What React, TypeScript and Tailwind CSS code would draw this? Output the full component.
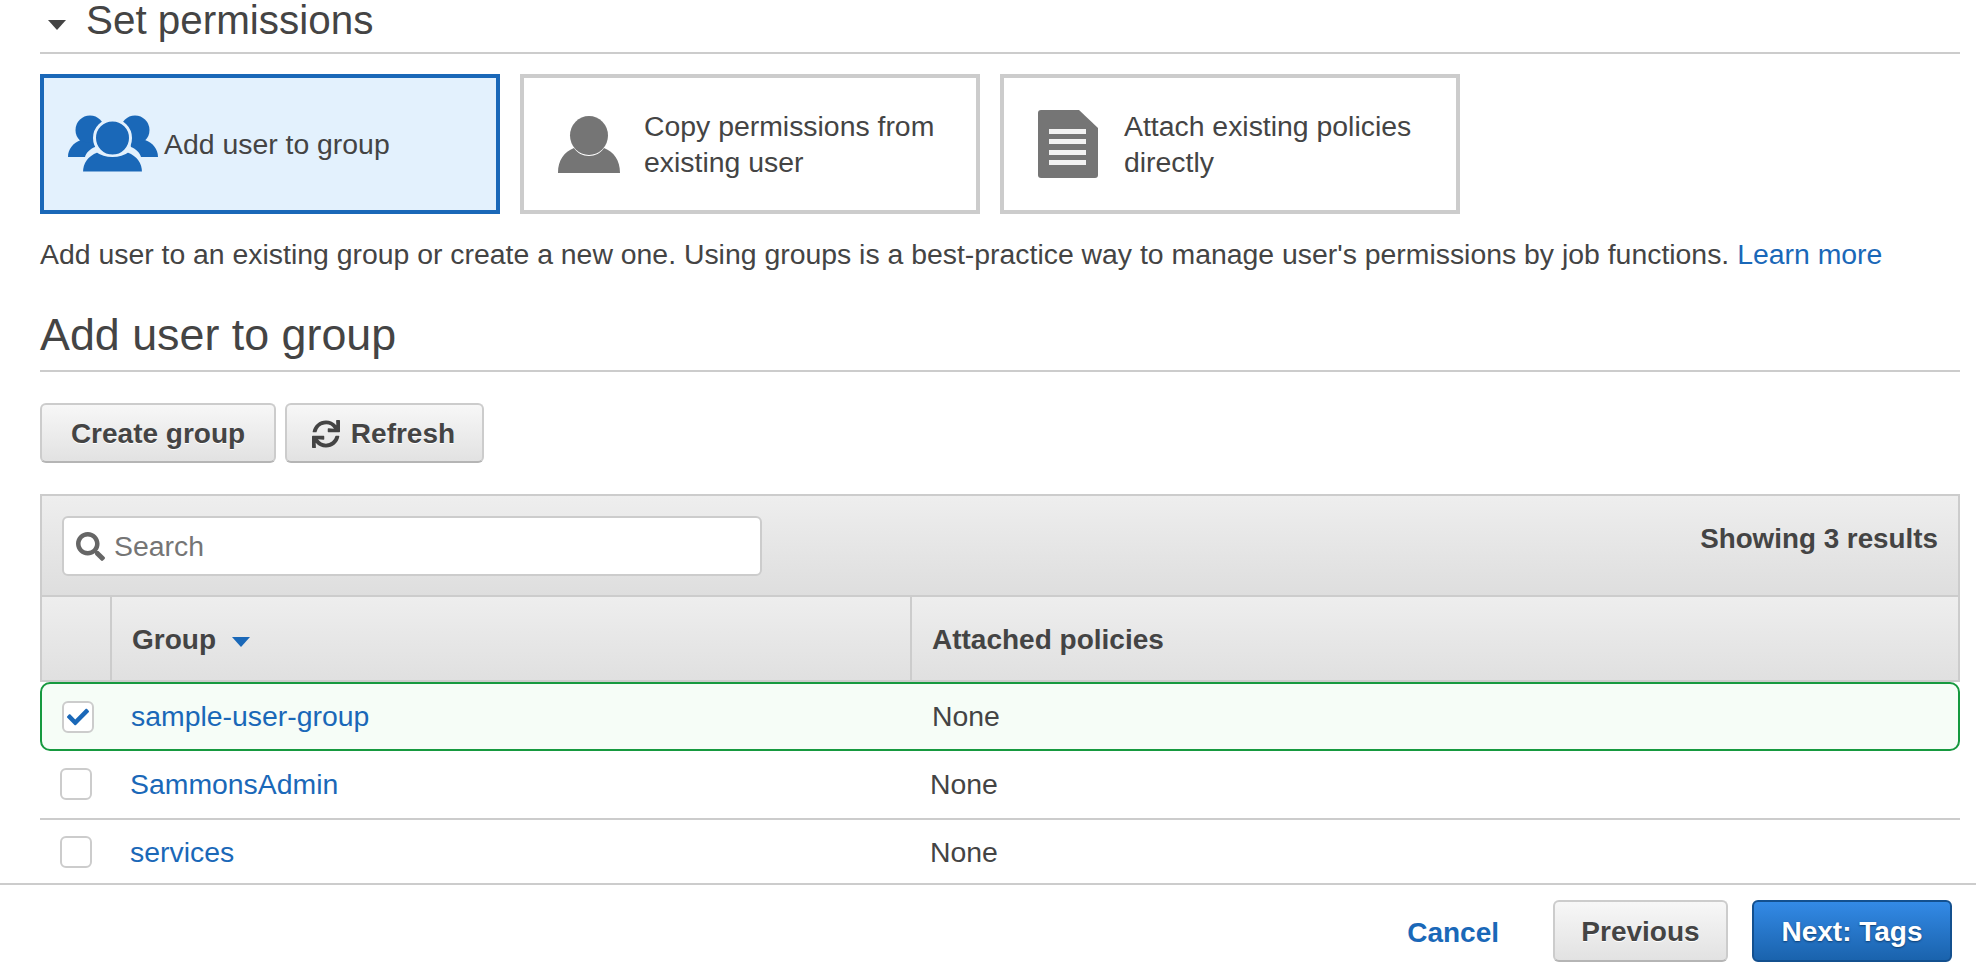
import { FaCheck, FaSearch, FaSync } from "react-icons/fa";

function UsersIcon() {
  return (
    <svg width="90" height="58" viewBox="0 0 90 58" className="shrink-0" fill="#1a68b8">
      <circle cx="22" cy="15" r="14.500" />
      <circle cx="67" cy="15" r="14.500" />
      <path d="M0 42c0-8 5-14 13-17 3 2 6 3 9 3h6l-1 4c-5 2-9 6-10 10H0z" />
      <path d="M90 42c0-8-5-14-13-17-3 2-6 3-9 3h-6l1 4c5 2 9 6 10 10h17z" />
      <circle cx="44.500" cy="23" r="18" stroke="#e3f1fd" strokeWidth="3" />
      <path
        d="M14 57.500c0-10 5-17 15-21 4 3 9.500 4.500 15.500 4.500s11.500-1.500 15.500-4.500c10 4 15 11 15 21H14z"
        stroke="#e3f1fd"
        strokeWidth="2"
      />
    </svg>
  );
}

function PersonIcon() {
  return (
    <svg width="62" height="57" viewBox="0 0 62 57" className="shrink-0" fill="#757575">
      <ellipse cx="31" cy="19.500" rx="19" ry="19.500" />
      <path d="M0 57c0-13 6-21 16-25 3 5 9 8 15 8s12-3 15-8c10 4 16 12 16 25H0z" />
    </svg>
  );
}

function DocIcon() {
  return (
    <svg width="60" height="68" viewBox="0 0 60 68" className="shrink-0">
      <path d="M3 0h38l19 18v47a3 3 0 0 1-3 3H3a3 3 0 0 1-3-3V3a3 3 0 0 1 3-3z" fill="#757575" />
      <g fill="#f2f2f2">
        <rect x="11" y="19" width="37" height="5" />
        <rect x="11" y="29" width="37" height="5" />
        <rect x="11" y="40" width="37" height="5" />
        <rect x="11" y="50" width="37" height="5" />
      </g>
    </svg>
  );
}

function Checkbox({ checked }: { checked?: boolean }) {
  return (
    <span className="flex h-[32px] w-[32px] shrink-0 items-center justify-center rounded-[6px] border-2 border-[#cccccc] bg-white">
      {checked && <FaCheck className="text-[22px] text-[#1a68b8]" />}
    </span>
  );
}

function Row({ name, last }: { name: string; last?: boolean }) {
  return (
    <div className={`flex h-[68px] shrink-0 items-center ${last ? "pb-[4px]" : "border-b-2 border-[#cccccc] pb-[2px]"}`}>
      <div className="flex w-[90px] shrink-0 pl-[20px]">
        <Checkbox />
      </div>
      <div className="w-[800px] shrink-0 text-[#1a68b8]">{name}</div>
      <div>None</div>
    </div>
  );
}

const btn =
  "flex items-center rounded-[6px] border-2 border-[#cccccc] border-b-[#b5b5b5] bg-gradient-to-b from-[#f7f7f7] to-[#e2e2e2] pt-[2px] text-[28px] font-bold text-[#444444] [text-shadow:0_1px_0_#ffffff]";

export default function App() {
  return (
    <div className="flex h-[968px] w-[1976px] flex-col overflow-hidden bg-white font-['Liberation_Sans',Arial,sans-serif] text-[28.4px] leading-[36px] text-[#444444]">
      <main className="flex min-h-0 flex-1 flex-col overflow-hidden pl-[40px] pr-[16px]">
        <div className="flex h-[54px] shrink-0 items-end border-b-2 border-[#cccccc] pb-[12px] pl-[8px]">
          <span className="mb-[10px] mr-[20px] h-0 w-0 border-x-[9px] border-t-[10px] border-x-transparent border-t-[#444444]" />
          <h2 className="text-[40.400px] leading-[40px] font-normal">Set permissions</h2>
        </div>

        <div className="mt-[20px] flex shrink-0 gap-[20px]">
          <div className="flex h-[140px] w-[460px] items-center gap-[6px] border-4 border-[#1a68b8] bg-[#e3f1fd] pl-[24px]">
            <UsersIcon />
            <span>Add user to group</span>
          </div>
          <div className="flex h-[140px] w-[460px] items-center gap-[24px] border-4 border-[#cccccc] bg-white pl-[34px]">
            <PersonIcon />
            <span>
              Copy permissions from
              <br />
              existing user
            </span>
          </div>
          <div className="flex h-[140px] w-[460px] items-center gap-[26px] border-4 border-[#cccccc] bg-white pl-[34px]">
            <DocIcon />
            <span>
              Attach existing policies
              <br />
              directly
            </span>
          </div>
        </div>

        <p className="mt-[22px] shrink-0">
          Add user to an existing group or create a new one. Using groups is a best-practice way to manage user's permissions by job functions.{" "}
          <span className="text-[#1a68b8]">Learn more</span>
        </p>

        <div className="mt-[33px] flex h-[67px] shrink-0 items-center border-b-2 border-[#cccccc] pb-[7px]">
          <h2 className="text-[44.800px] leading-[50px] font-normal">Add user to group</h2>
        </div>

        <div className="mt-[31px] flex shrink-0 gap-[9px]">
          <button className={`${btn} h-[60px] w-[236px] justify-center`}>Create group</button>
          <button className={`${btn} h-[60px] w-[199px] justify-center gap-[11px] pr-[2px]`}>
            <FaSync className="text-[28px]" />
            Refresh
          </button>
        </div>

        <div className="mt-[31px] flex flex-col">
          <div className="flex h-[103px] shrink-0 justify-between border-2 border-[#cccccc] bg-gradient-to-b from-[#eeeeee] to-[#dedede] pl-[20px] pr-[20px] pt-[20px]">
            <div className="flex h-[60px] w-[700px] items-center gap-[9px] rounded-[6px] border-2 border-[#cccccc] bg-white pl-[12px] text-[#757575]">
              <FaSearch className="text-[29px] text-[#666666]" />
              Search
            </div>
            <span className="mt-[5px] text-[27.800px] font-bold">Showing 3 results</span>
          </div>

          <div className="flex h-[85px] shrink-0 border-x-2 border-b-2 border-[#cccccc] bg-gradient-to-b from-[#eeeeee] to-[#e0e0e0] text-[28px] font-bold">
            <div className="w-[70px] shrink-0 border-r-2 border-[#cccccc]" />
            <div className="flex w-[800px] shrink-0 items-center gap-[16px] border-r-2 border-[#cccccc] pl-[20px] pt-[2px]">
              Group
              <span className="mt-[4px] h-0 w-0 border-x-[9px] border-t-[10px] border-x-transparent border-t-[#1a68b8]" />
            </div>
            <div className="flex items-center pl-[20px] pt-[2px]">Attached policies</div>
          </div>

          <div className="flex h-[69px] shrink-0 items-center rounded-[10px] border-2 border-[#16993f] bg-[#f6fdf7] pb-[2px]">
            <div className="flex w-[89px] shrink-0 pl-[20px] pt-[2px]">
              <Checkbox checked />
            </div>
            <div className="w-[801px] shrink-0 text-[#1a68b8]">sample-user-group</div>
            <div>None</div>
          </div>
          <div className="h-px shrink-0" />
          <Row name="SammonsAdmin" />
          <Row name="services" last />
        </div>
      </main>

      <footer className="flex h-[85px] shrink-0 items-start justify-end border-t-2 border-[#cccccc] pr-[24px] pt-[15px] text-[28px] font-bold">
        <span className="mr-[54px] mt-[15px] text-[#1a68b8]">Cancel</span>
        <button className={`${btn} mr-[24px] h-[62px] w-[175px] justify-center`}>Previous</button>
        <button className="flex h-[62px] w-[200px] items-center justify-center rounded-[6px] border-2 border-[#13508f] bg-gradient-to-b from-[#338ae6] to-[#1a63ad] pt-[2px] font-bold text-white [text-shadow:0_1px_2px_#0d3d70]">
          Next: Tags
        </button>
      </footer>
    </div>
  );
}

__Exercise__. Reproduce the data above word for word from its first line through the line that holds "FaCheck, FaSearch, FaSync", both ends included; skip pictures.

__Response below__.
What React, TypeScript and Tailwind CSS code would draw this? Output the full component.
import { FaCheck, FaSearch, FaSync } from "react-icons/fa";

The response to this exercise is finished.